++++ Data ++++

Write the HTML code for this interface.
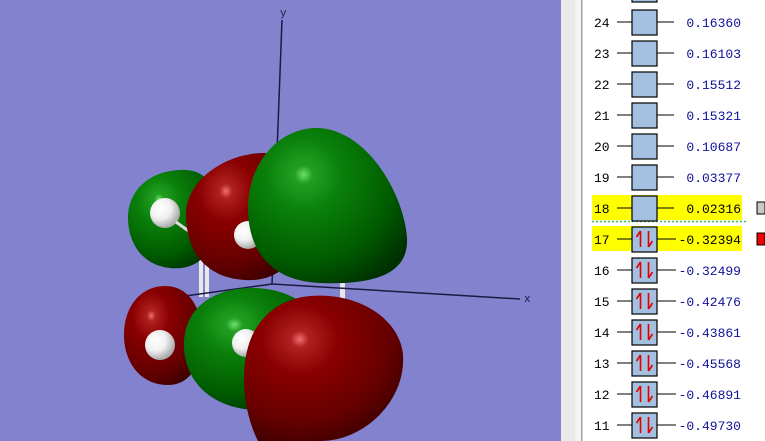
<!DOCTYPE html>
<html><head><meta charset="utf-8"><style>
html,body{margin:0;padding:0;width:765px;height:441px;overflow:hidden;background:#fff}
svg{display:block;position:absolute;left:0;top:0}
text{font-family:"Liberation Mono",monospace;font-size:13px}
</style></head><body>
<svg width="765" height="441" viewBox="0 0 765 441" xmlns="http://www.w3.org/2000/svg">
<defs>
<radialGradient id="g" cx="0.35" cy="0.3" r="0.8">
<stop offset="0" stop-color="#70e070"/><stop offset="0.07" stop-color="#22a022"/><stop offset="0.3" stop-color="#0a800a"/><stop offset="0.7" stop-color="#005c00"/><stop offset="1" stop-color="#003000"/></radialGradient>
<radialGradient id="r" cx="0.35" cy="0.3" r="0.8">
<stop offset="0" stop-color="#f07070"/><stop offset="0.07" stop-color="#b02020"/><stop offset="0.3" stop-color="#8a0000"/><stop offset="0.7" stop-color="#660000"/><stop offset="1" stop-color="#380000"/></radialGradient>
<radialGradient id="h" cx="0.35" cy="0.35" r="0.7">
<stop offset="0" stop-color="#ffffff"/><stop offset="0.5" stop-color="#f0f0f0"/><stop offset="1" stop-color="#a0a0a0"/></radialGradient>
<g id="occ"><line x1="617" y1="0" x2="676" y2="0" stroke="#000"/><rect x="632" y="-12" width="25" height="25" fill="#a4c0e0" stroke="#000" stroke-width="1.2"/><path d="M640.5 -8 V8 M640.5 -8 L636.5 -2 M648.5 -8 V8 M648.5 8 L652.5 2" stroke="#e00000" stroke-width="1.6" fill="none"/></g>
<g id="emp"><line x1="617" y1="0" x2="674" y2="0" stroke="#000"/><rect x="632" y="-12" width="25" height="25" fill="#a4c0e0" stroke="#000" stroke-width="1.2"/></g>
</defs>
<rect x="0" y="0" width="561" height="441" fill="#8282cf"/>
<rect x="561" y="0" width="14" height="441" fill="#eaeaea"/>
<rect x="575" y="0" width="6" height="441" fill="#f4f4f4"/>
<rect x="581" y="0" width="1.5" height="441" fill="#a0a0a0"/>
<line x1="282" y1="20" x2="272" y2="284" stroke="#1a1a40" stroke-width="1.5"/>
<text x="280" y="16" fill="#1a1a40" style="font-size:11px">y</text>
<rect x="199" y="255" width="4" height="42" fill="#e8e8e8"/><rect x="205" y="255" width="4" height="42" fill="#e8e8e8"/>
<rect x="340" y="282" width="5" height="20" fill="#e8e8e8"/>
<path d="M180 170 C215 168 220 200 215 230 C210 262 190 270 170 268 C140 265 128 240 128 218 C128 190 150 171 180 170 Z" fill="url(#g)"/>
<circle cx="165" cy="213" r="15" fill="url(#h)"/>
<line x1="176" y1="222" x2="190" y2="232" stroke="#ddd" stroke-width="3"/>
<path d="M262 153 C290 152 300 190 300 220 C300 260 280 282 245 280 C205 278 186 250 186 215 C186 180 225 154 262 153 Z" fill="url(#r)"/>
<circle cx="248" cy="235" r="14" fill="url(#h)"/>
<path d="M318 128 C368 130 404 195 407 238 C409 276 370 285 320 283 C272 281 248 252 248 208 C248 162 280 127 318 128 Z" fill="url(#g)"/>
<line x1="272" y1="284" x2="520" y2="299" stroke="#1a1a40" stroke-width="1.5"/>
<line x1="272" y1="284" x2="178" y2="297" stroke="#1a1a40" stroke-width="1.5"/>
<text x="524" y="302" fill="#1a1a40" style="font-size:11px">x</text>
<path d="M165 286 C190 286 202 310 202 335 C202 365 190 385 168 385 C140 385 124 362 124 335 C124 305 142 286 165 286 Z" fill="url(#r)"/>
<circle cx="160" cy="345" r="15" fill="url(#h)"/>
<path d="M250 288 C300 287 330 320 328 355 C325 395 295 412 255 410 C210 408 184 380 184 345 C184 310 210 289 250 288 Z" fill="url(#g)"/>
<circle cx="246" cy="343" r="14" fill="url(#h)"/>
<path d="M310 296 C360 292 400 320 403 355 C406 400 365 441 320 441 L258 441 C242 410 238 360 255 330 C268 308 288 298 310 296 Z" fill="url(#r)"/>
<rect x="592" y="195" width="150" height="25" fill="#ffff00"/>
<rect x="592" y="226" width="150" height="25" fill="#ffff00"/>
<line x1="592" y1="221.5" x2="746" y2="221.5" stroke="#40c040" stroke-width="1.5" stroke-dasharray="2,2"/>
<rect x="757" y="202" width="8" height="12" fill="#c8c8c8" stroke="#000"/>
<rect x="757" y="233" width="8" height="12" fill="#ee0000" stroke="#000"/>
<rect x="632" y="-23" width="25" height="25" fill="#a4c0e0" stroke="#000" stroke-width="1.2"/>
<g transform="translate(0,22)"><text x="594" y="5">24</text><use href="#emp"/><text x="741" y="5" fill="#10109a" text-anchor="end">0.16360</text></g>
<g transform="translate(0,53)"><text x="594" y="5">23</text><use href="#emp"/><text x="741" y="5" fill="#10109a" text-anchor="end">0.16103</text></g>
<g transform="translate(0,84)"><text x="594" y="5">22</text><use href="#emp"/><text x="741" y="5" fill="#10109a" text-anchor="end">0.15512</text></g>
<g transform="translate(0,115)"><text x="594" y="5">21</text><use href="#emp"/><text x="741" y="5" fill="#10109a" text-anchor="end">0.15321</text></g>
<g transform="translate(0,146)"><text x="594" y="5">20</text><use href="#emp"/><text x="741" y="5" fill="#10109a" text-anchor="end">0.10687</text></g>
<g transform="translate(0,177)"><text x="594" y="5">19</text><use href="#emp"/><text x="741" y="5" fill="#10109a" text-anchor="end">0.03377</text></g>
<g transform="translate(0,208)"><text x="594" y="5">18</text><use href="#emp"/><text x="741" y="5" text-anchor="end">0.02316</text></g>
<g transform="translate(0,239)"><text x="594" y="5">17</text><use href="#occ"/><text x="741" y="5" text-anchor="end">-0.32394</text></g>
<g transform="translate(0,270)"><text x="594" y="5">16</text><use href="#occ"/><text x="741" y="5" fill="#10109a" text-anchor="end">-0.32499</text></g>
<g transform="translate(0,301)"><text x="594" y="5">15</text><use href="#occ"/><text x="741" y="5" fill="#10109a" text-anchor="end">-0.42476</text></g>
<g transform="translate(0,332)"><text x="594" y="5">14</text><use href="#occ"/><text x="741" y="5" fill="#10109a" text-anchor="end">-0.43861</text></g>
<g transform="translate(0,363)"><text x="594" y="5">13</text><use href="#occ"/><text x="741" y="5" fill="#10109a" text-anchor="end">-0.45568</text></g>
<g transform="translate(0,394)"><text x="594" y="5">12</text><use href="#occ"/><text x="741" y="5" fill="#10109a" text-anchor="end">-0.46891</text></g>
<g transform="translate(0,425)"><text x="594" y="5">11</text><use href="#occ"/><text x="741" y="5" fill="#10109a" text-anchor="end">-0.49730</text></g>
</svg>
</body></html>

++++

- [Your objective]
Each line of the material must be retyped exactly, except that images are omitted.

- [Expected output]
Write the HTML code for this interface.
<!DOCTYPE html>
<html><head><meta charset="utf-8"><style>
html,body{margin:0;padding:0;width:765px;height:441px;overflow:hidden;background:#fff}
svg{display:block;position:absolute;left:0;top:0}
text{font-family:"Liberation Mono",monospace;font-size:13px}
</style></head><body>
<svg width="765" height="441" viewBox="0 0 765 441" xmlns="http://www.w3.org/2000/svg">
<defs>
<radialGradient id="g" cx="0.35" cy="0.3" r="0.8">
<stop offset="0" stop-color="#70e070"/><stop offset="0.07" stop-color="#22a022"/><stop offset="0.3" stop-color="#0a800a"/><stop offset="0.7" stop-color="#005c00"/><stop offset="1" stop-color="#003000"/></radialGradient>
<radialGradient id="r" cx="0.35" cy="0.3" r="0.8">
<stop offset="0" stop-color="#f07070"/><stop offset="0.07" stop-color="#b02020"/><stop offset="0.3" stop-color="#8a0000"/><stop offset="0.7" stop-color="#660000"/><stop offset="1" stop-color="#380000"/></radialGradient>
<radialGradient id="h" cx="0.35" cy="0.35" r="0.7">
<stop offset="0" stop-color="#ffffff"/><stop offset="0.5" stop-color="#f0f0f0"/><stop offset="1" stop-color="#a0a0a0"/></radialGradient>
<g id="occ"><line x1="617" y1="0" x2="676" y2="0" stroke="#000"/><rect x="632" y="-12" width="25" height="25" fill="#a4c0e0" stroke="#000" stroke-width="1.2"/><path d="M640.5 -8 V8 M640.5 -8 L636.5 -2 M648.5 -8 V8 M648.5 8 L652.5 2" stroke="#e00000" stroke-width="1.6" fill="none"/></g>
<g id="emp"><line x1="617" y1="0" x2="674" y2="0" stroke="#000"/><rect x="632" y="-12" width="25" height="25" fill="#a4c0e0" stroke="#000" stroke-width="1.2"/></g>
</defs>
<rect x="0" y="0" width="561" height="441" fill="#8282cf"/>
<rect x="561" y="0" width="14" height="441" fill="#eaeaea"/>
<rect x="575" y="0" width="6" height="441" fill="#f4f4f4"/>
<rect x="581" y="0" width="1.5" height="441" fill="#a0a0a0"/>
<line x1="282" y1="20" x2="272" y2="284" stroke="#1a1a40" stroke-width="1.5"/>
<text x="280" y="16" fill="#1a1a40" style="font-size:11px">y</text>
<rect x="199" y="255" width="4" height="42" fill="#e8e8e8"/><rect x="205" y="255" width="4" height="42" fill="#e8e8e8"/>
<rect x="340" y="282" width="5" height="20" fill="#e8e8e8"/>
<path d="M180 170 C215 168 220 200 215 230 C210 262 190 270 170 268 C140 265 128 240 128 218 C128 190 150 171 180 170 Z" fill="url(#g)"/>
<circle cx="165" cy="213" r="15" fill="url(#h)"/>
<line x1="176" y1="222" x2="190" y2="232" stroke="#ddd" stroke-width="3"/>
<path d="M262 153 C290 152 300 190 300 220 C300 260 280 282 245 280 C205 278 186 250 186 215 C186 180 225 154 262 153 Z" fill="url(#r)"/>
<circle cx="248" cy="235" r="14" fill="url(#h)"/>
<path d="M318 128 C368 130 404 195 407 238 C409 276 370 285 320 283 C272 281 248 252 248 208 C248 162 280 127 318 128 Z" fill="url(#g)"/>
<line x1="272" y1="284" x2="520" y2="299" stroke="#1a1a40" stroke-width="1.5"/>
<line x1="272" y1="284" x2="178" y2="297" stroke="#1a1a40" stroke-width="1.5"/>
<text x="524" y="302" fill="#1a1a40" style="font-size:11px">x</text>
<path d="M165 286 C190 286 202 310 202 335 C202 365 190 385 168 385 C140 385 124 362 124 335 C124 305 142 286 165 286 Z" fill="url(#r)"/>
<circle cx="160" cy="345" r="15" fill="url(#h)"/>
<path d="M250 288 C300 287 330 320 328 355 C325 395 295 412 255 410 C210 408 184 380 184 345 C184 310 210 289 250 288 Z" fill="url(#g)"/>
<circle cx="246" cy="343" r="14" fill="url(#h)"/>
<path d="M310 296 C360 292 400 320 403 355 C406 400 365 441 320 441 L258 441 C242 410 238 360 255 330 C268 308 288 298 310 296 Z" fill="url(#r)"/>
<rect x="592" y="195" width="150" height="25" fill="#ffff00"/>
<rect x="592" y="226" width="150" height="25" fill="#ffff00"/>
<line x1="592" y1="221.5" x2="746" y2="221.5" stroke="#40c040" stroke-width="1.5" stroke-dasharray="2,2"/>
<rect x="757" y="202" width="8" height="12" fill="#c8c8c8" stroke="#000"/>
<rect x="757" y="233" width="8" height="12" fill="#ee0000" stroke="#000"/>
<rect x="632" y="-23" width="25" height="25" fill="#a4c0e0" stroke="#000" stroke-width="1.2"/>
<g transform="translate(0,22)"><text x="594" y="5">24</text><use href="#emp"/><text x="741" y="5" fill="#10109a" text-anchor="end">0.16360</text></g>
<g transform="translate(0,53)"><text x="594" y="5">23</text><use href="#emp"/><text x="741" y="5" fill="#10109a" text-anchor="end">0.16103</text></g>
<g transform="translate(0,84)"><text x="594" y="5">22</text><use href="#emp"/><text x="741" y="5" fill="#10109a" text-anchor="end">0.15512</text></g>
<g transform="translate(0,115)"><text x="594" y="5">21</text><use href="#emp"/><text x="741" y="5" fill="#10109a" text-anchor="end">0.15321</text></g>
<g transform="translate(0,146)"><text x="594" y="5">20</text><use href="#emp"/><text x="741" y="5" fill="#10109a" text-anchor="end">0.10687</text></g>
<g transform="translate(0,177)"><text x="594" y="5">19</text><use href="#emp"/><text x="741" y="5" fill="#10109a" text-anchor="end">0.03377</text></g>
<g transform="translate(0,208)"><text x="594" y="5">18</text><use href="#emp"/><text x="741" y="5" text-anchor="end">0.02316</text></g>
<g transform="translate(0,239)"><text x="594" y="5">17</text><use href="#occ"/><text x="741" y="5" text-anchor="end">-0.32394</text></g>
<g transform="translate(0,270)"><text x="594" y="5">16</text><use href="#occ"/><text x="741" y="5" fill="#10109a" text-anchor="end">-0.32499</text></g>
<g transform="translate(0,301)"><text x="594" y="5">15</text><use href="#occ"/><text x="741" y="5" fill="#10109a" text-anchor="end">-0.42476</text></g>
<g transform="translate(0,332)"><text x="594" y="5">14</text><use href="#occ"/><text x="741" y="5" fill="#10109a" text-anchor="end">-0.43861</text></g>
<g transform="translate(0,363)"><text x="594" y="5">13</text><use href="#occ"/><text x="741" y="5" fill="#10109a" text-anchor="end">-0.45568</text></g>
<g transform="translate(0,394)"><text x="594" y="5">12</text><use href="#occ"/><text x="741" y="5" fill="#10109a" text-anchor="end">-0.46891</text></g>
<g transform="translate(0,425)"><text x="594" y="5">11</text><use href="#occ"/><text x="741" y="5" fill="#10109a" text-anchor="end">-0.49730</text></g>
</svg>
</body></html>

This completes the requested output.